The recent war with Israel proved to be a massive setback for Hezbollah. On top of that, its land corridor with Iran was lost after Bashar al-Assad was overthrown on Dec. 8, 2024 in an unexpected rebel offensive.
Then, a month later, Joseph Aoun was elected president of Lebanon after more than two years of deadlock and Nawaf Salam, largely seen as being a reformer, was tapped as prime minister.
With all of these developments, questions started to arise about the party and whether or not it was still the same powerhouse that it had been for years prior.
“They’ve not only lost their leadership – political and military – they lost a battle against the Israelis. They’ve lost Syria with the Assad regime gone. So, it is a time for pause and reflection whilst also shoring up the domestic front. So, they’ve been weakened in the context of the conflict with Israel because they’ve lost that vital deterrence factor that kept the peace between 2006 and 2023 in October because the Israelis aren’t scared of Hezbollah anymore,” Blanford said. “This is a very significant loss for Hezbollah and I don’t, frankly, know how they will be able to rebuild that deterrence at least in the short to medium term.”

Down but not out
However, despite its losses in the conflict with Israel, Hezbollah still remains a force to be reckoned with.
Rather than focusing on the conflict, Hezbollah is looking internally with a greater focus on its constituents and ensuring that they are taken care of after over a year of war – in particular by giving out $12,000 to $14,000 in cash until reconstruction begins.
They are also looking to put a stop to the talk by its political opponents who view the party as being weakened and that now is the time to disarm them.

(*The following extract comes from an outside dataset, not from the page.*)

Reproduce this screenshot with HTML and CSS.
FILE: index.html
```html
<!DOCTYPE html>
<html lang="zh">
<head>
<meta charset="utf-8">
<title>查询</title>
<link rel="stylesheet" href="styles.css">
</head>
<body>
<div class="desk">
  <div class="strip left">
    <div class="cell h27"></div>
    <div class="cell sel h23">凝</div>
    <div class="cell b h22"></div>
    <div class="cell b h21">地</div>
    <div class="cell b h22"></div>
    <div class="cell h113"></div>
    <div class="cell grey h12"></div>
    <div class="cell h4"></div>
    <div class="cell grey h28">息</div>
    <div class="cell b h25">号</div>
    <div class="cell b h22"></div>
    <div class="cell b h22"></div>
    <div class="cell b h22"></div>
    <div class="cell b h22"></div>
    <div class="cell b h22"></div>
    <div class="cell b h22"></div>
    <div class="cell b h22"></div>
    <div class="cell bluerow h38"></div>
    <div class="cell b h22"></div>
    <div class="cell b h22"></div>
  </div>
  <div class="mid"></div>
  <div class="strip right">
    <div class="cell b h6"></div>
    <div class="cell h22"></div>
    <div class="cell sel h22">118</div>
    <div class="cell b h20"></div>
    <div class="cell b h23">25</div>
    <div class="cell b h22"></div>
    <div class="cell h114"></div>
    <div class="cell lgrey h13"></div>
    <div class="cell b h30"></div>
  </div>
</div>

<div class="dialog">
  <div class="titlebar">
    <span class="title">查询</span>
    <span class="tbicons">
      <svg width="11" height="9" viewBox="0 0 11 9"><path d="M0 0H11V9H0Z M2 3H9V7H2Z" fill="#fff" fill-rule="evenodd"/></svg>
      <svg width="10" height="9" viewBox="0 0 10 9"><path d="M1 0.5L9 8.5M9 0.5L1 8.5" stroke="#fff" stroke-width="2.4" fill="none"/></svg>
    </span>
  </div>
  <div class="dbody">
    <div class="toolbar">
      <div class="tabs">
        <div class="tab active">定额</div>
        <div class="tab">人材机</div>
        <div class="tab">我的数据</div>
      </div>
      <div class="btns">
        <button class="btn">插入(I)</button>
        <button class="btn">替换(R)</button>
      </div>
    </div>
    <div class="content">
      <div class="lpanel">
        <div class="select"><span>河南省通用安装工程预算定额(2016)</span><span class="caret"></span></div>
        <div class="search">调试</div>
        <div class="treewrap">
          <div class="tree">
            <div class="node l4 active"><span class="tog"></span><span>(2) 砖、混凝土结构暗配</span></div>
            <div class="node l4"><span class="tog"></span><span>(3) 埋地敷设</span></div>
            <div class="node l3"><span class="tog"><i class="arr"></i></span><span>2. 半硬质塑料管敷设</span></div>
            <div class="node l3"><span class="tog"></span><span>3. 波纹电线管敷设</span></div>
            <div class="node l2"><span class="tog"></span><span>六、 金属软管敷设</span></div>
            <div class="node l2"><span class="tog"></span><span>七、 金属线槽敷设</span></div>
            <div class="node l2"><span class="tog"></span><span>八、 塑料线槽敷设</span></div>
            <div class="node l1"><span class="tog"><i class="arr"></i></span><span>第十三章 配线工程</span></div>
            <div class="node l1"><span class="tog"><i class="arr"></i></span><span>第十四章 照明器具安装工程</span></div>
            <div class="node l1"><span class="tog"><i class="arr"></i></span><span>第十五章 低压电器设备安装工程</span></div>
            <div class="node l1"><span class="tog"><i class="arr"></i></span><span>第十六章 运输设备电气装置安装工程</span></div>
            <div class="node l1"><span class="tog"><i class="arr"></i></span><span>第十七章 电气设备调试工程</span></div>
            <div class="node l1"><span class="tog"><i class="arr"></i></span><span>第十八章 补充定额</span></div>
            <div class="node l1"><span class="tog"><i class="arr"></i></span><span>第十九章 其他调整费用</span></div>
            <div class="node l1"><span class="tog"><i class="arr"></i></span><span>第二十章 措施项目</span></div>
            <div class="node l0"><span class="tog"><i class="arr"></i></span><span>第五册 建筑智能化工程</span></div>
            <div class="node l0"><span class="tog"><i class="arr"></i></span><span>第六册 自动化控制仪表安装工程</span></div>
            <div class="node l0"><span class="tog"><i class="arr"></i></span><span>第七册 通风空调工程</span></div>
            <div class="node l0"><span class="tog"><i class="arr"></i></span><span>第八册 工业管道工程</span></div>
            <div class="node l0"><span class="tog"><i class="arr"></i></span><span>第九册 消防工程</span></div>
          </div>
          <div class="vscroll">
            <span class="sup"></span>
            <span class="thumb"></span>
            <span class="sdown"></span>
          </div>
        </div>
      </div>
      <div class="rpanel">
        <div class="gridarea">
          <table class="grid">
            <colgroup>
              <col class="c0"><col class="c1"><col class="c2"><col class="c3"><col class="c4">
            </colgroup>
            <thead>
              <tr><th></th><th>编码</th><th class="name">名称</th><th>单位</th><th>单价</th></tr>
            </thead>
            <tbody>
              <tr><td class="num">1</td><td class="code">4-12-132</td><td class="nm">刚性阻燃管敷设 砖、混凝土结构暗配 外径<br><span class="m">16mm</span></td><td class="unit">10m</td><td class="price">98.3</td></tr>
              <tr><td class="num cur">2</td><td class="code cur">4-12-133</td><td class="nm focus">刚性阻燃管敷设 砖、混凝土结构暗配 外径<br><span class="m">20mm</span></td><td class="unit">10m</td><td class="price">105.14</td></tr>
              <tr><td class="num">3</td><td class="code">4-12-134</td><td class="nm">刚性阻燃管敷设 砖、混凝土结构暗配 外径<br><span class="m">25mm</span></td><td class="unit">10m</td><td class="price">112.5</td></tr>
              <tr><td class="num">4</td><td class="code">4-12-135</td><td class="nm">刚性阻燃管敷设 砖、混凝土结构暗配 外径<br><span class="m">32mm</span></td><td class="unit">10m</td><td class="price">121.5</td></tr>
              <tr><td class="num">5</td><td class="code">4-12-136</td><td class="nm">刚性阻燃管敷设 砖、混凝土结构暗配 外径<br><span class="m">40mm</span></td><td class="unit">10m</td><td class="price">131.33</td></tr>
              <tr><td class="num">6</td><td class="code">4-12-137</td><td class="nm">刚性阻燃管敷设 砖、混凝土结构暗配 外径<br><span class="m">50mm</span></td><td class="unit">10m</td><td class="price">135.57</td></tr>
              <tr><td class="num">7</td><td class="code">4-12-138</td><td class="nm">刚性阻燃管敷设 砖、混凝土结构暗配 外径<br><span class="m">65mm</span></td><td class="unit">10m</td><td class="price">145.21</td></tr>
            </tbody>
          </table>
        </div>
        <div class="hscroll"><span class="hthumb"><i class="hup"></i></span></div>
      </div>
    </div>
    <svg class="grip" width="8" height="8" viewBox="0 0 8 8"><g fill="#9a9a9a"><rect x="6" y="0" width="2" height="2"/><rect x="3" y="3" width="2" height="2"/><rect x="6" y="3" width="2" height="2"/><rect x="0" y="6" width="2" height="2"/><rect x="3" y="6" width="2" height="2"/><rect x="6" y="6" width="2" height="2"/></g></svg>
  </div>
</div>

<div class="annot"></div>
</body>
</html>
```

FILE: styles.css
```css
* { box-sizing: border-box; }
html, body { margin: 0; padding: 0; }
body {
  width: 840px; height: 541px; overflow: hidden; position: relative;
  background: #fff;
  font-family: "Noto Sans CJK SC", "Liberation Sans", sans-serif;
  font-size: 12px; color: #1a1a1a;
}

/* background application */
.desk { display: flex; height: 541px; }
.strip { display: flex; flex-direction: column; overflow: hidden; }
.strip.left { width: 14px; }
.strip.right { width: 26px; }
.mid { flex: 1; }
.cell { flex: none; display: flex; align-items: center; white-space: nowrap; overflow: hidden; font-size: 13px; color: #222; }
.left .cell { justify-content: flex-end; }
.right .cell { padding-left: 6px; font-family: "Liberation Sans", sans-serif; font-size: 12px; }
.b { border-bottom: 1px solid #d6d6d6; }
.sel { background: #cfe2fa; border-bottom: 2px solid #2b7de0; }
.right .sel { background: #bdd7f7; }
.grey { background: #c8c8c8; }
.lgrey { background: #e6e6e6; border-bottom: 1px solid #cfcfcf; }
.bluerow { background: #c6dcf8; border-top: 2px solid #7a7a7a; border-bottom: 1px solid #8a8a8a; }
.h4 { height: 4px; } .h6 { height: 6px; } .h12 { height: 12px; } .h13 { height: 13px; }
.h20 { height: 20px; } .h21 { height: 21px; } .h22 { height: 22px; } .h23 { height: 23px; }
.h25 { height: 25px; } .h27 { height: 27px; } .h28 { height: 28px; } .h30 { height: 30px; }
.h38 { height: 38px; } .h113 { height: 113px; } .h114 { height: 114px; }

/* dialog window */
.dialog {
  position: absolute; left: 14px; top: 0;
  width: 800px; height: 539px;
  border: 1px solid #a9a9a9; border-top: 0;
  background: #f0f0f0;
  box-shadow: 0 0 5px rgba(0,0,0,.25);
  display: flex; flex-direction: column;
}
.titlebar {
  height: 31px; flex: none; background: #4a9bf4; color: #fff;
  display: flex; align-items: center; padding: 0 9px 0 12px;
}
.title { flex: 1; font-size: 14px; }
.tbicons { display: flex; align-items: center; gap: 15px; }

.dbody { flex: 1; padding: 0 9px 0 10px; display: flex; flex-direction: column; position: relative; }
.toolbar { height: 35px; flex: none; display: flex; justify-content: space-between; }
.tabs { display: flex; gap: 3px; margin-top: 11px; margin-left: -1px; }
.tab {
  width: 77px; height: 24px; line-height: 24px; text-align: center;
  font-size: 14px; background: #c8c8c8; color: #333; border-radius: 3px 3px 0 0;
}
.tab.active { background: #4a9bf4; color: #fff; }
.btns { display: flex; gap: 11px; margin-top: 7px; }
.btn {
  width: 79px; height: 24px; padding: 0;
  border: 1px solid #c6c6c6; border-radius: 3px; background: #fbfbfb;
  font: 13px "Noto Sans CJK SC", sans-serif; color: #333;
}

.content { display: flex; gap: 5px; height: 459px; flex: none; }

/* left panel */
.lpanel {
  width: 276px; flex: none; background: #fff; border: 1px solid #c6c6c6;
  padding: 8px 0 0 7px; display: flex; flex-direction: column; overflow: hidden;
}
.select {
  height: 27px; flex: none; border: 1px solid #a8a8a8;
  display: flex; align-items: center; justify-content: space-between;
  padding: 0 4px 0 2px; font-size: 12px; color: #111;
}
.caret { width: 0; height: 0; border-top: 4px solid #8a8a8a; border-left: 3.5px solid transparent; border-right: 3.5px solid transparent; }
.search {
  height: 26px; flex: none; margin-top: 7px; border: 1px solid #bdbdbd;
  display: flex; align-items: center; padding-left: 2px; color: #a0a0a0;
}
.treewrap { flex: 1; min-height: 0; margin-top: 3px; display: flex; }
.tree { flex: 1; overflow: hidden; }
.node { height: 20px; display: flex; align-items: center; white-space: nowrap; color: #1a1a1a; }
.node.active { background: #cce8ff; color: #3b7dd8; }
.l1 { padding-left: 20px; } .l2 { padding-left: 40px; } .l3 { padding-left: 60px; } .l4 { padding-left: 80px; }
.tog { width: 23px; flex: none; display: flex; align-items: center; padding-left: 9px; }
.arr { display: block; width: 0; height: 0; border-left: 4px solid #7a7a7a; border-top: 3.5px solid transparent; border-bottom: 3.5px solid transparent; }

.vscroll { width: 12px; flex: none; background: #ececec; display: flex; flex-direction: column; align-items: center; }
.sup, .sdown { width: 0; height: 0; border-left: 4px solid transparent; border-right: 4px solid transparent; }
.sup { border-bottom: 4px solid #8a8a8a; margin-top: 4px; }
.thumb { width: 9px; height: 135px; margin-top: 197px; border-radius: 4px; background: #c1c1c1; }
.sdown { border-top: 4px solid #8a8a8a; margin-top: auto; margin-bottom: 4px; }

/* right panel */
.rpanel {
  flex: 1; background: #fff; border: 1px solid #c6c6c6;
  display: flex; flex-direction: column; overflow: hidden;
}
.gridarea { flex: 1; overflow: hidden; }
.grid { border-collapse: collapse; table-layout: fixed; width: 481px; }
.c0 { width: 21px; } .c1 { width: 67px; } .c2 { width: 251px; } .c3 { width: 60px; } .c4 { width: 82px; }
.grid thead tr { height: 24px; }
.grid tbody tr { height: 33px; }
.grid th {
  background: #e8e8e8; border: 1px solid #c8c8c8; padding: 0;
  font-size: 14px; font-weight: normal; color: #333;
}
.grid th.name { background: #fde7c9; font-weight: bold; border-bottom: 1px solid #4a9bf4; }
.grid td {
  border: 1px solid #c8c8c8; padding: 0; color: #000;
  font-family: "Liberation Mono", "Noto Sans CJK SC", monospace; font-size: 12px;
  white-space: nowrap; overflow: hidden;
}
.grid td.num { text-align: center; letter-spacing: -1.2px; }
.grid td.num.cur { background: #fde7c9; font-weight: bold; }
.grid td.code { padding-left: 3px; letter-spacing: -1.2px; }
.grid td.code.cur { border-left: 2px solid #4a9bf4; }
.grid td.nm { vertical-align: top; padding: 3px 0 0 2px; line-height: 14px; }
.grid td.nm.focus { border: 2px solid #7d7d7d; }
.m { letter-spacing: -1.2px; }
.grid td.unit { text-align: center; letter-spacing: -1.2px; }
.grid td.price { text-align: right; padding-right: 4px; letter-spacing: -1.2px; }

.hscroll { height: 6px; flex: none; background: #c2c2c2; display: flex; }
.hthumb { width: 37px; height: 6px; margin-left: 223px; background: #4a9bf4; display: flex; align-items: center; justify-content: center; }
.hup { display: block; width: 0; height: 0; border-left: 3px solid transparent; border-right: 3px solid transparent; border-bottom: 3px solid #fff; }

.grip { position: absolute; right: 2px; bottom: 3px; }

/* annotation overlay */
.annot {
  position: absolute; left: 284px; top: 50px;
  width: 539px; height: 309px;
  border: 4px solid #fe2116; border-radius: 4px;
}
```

According to Blanford, the more Hezbollah’s political opponents talk about trying to “knock them down a peg or two to weaken them,” the more Lebanon’s Shia back the party.

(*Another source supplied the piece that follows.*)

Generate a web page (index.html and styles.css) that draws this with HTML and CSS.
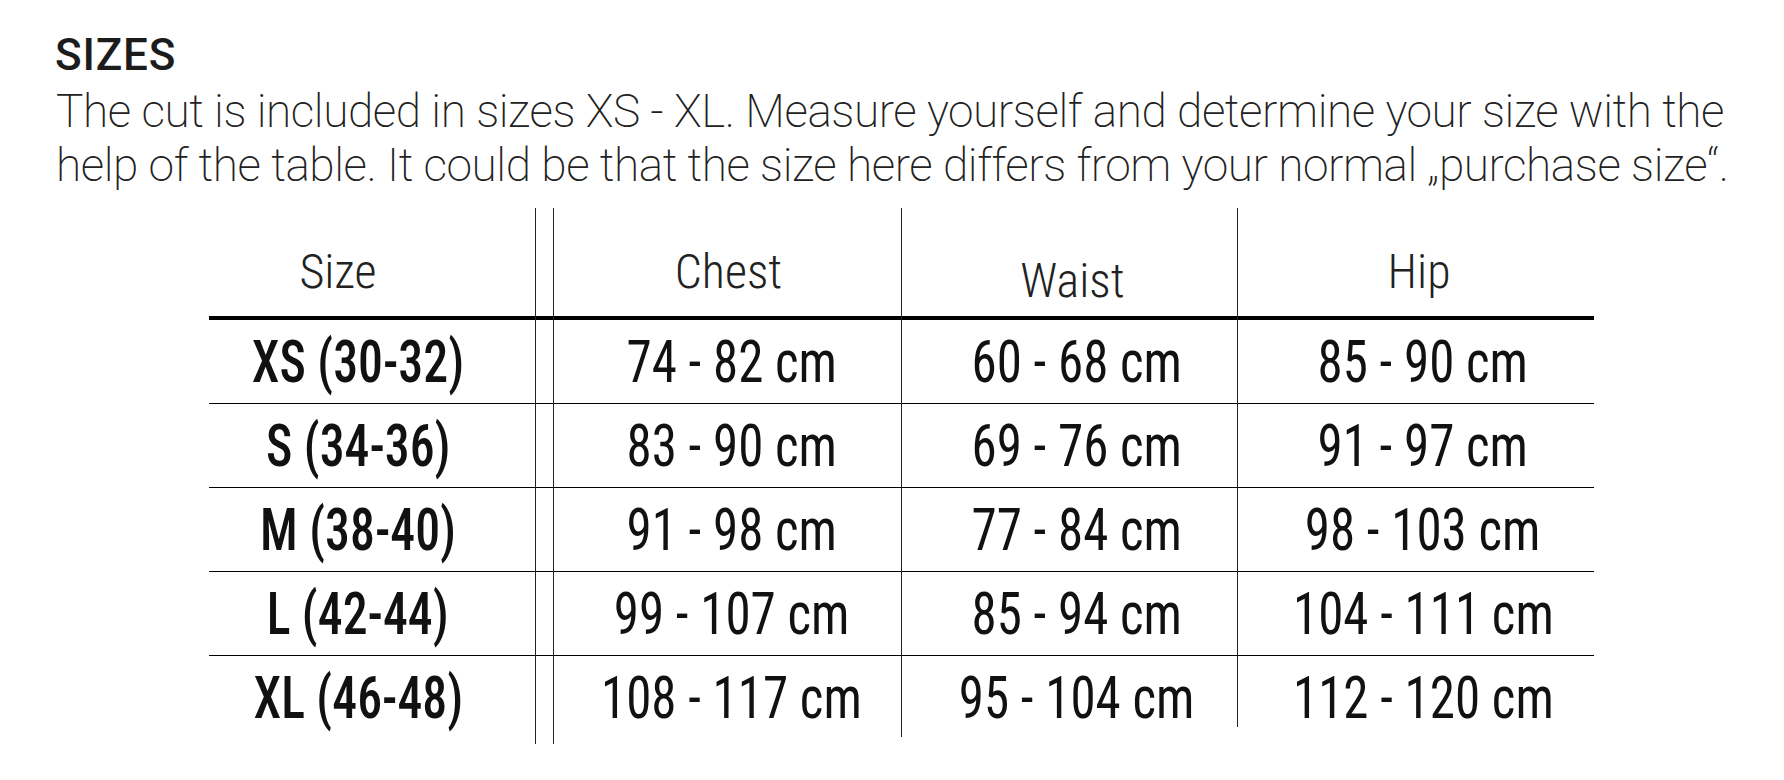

“There’s kind of a collective sense in the Shia community that when the other communities are ganging up on them as they see it, they feel that the other communities want to push the Shia back into being third-class citizens like they were in the first two, three decades after independence,” he said. “This brings them immediately back to Hezbollah. They all jump into the sectarian trench of Hezbollah.”

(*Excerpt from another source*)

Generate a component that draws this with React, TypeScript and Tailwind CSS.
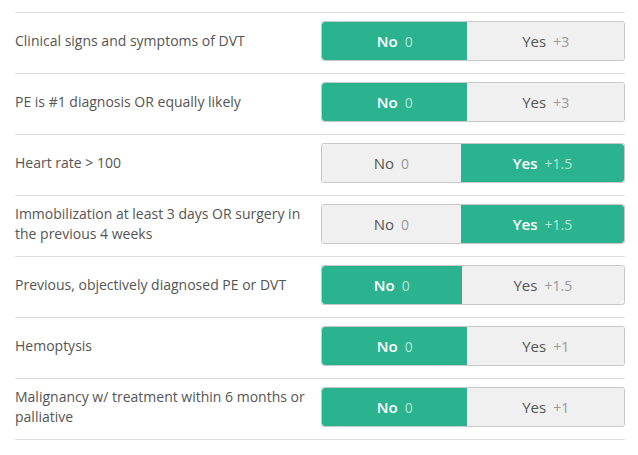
const rows = [
  { label: "Clinical signs and symptoms of DVT", yes: "+3", value: false },
  { label: "PE is #1 diagnosis OR equally likely", yes: "+3", value: false },
  { label: "Heart rate > 100", yes: "+1.5", value: true },
  {
    label: "Immobilization at least 3 days OR surgery in the previous 4 weeks",
    yes: "+1.5",
    value: true,
  },
  { label: "Previous, objectively diagnosed PE or DVT", yes: "+1.5", value: false },
  { label: "Hemoptysis", yes: "+1", value: false },
  {
    label: "Malignancy w/ treatment within 6 months or palliative",
    yes: "+1",
    value: false,
  },
];

function Segment({
  text,
  points,
  active,
  side,
}: {
  text: string;
  points: string;
  active: boolean;
  side: "left" | "right";
}) {
  return (
    <div
      className={`flex flex-auto items-center justify-center ${
        side === "left" ? "rounded-l-[3px]" : "rounded-r-[3px]"
      } ${active ? "bg-[#2bb390] text-white font-semibold" : "bg-[#f0f0f0] text-[#555]"}`}
    >
      <span className="text-[15px] leading-none">
        {text}
        <span
          className={`ml-[7px] text-[14px] font-normal ${
            active ? "text-[#b4e6d6]" : "text-[#999]"
          }`}
        >
          {points}
        </span>
      </span>
    </div>
  );
}

export default function App() {
  return (
    <div
      className="bg-white px-[15px] pt-3 text-[14px] text-[#555]"
      style={{ fontFamily: '"Open Sans", sans-serif' }}
    >
      <div className="w-[610px] border-t border-[#ddd]">
        {rows.map(({ label, yes, value }, index) => (
          <div
            key={index}
            className="flex items-center border-b border-[#ddd] pt-2 pb-3"
          >
            <div className="flex-1 pr-4 leading-5">{label}</div>
            <div className="flex h-10 w-[304px] overflow-hidden rounded-[3px] border border-[#c8c8c8]">
              <Segment text="No" points="0" active={!value} side="left" />
              <Segment text="Yes" points={yes} active={value} side="right" />
            </div>
          </div>
        ))}
      </div>
    </div>
  );
}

The support by the broader Shia community in Lebanon was clear during the funeral and not just by the large turnout.
At several points during the funeral, four Israeli jets flew low over the funeral in a V formation as part of an intimidation tactic. Attendees immediately responded by shouting their support for Hezbollah and Nasrallah. Not only did Israel fail to scare people into not supporting Hezbollah, but it only helped to further solidify the backing the group has long enjoyed.
Between the Israeli flyovers and the continued presence of the Israeli military in five strategic locations in south Lebanon, despite the date for the Israeli military to withdraw coming and going on Feb. 18, it only serves to ensure continued unwavering support of Hezbollah.
“We committed ourselves [to the ceasefire], but Israel did not commit itself, and Israel will not commit itself. We were patient to allow Israel to withdraw through agreement and diplomacy, and we did not violate [the ceasefire] so as not to be equal to them,” Hezbollah Secretary-General Sheikh Naim Kassem said during his speech given by video link at his predecessor’s funeral. “Today, after the deadline for the Israeli withdrawal has ended, we are no longer facing Israeli violations. We are now facing occupation and aggression.”
This idea of resistance to Israeli occupation is something that the Lebanese Shia can support without much convincing. It was this very thing that helped Hezbollah to garner so much support in the 1980s and 1990s during the initial Israeli occupation of south Lebanon.

Nasrallah’s death served as a major loss for Hezbollah and Lebanon’s Shia at large. However, his funeral proved that Hezbollah still enjoys significant support despite recent developments and that his words, which resonated so deeply with so many people over the last 30 years, will continue to echo long after he was buried.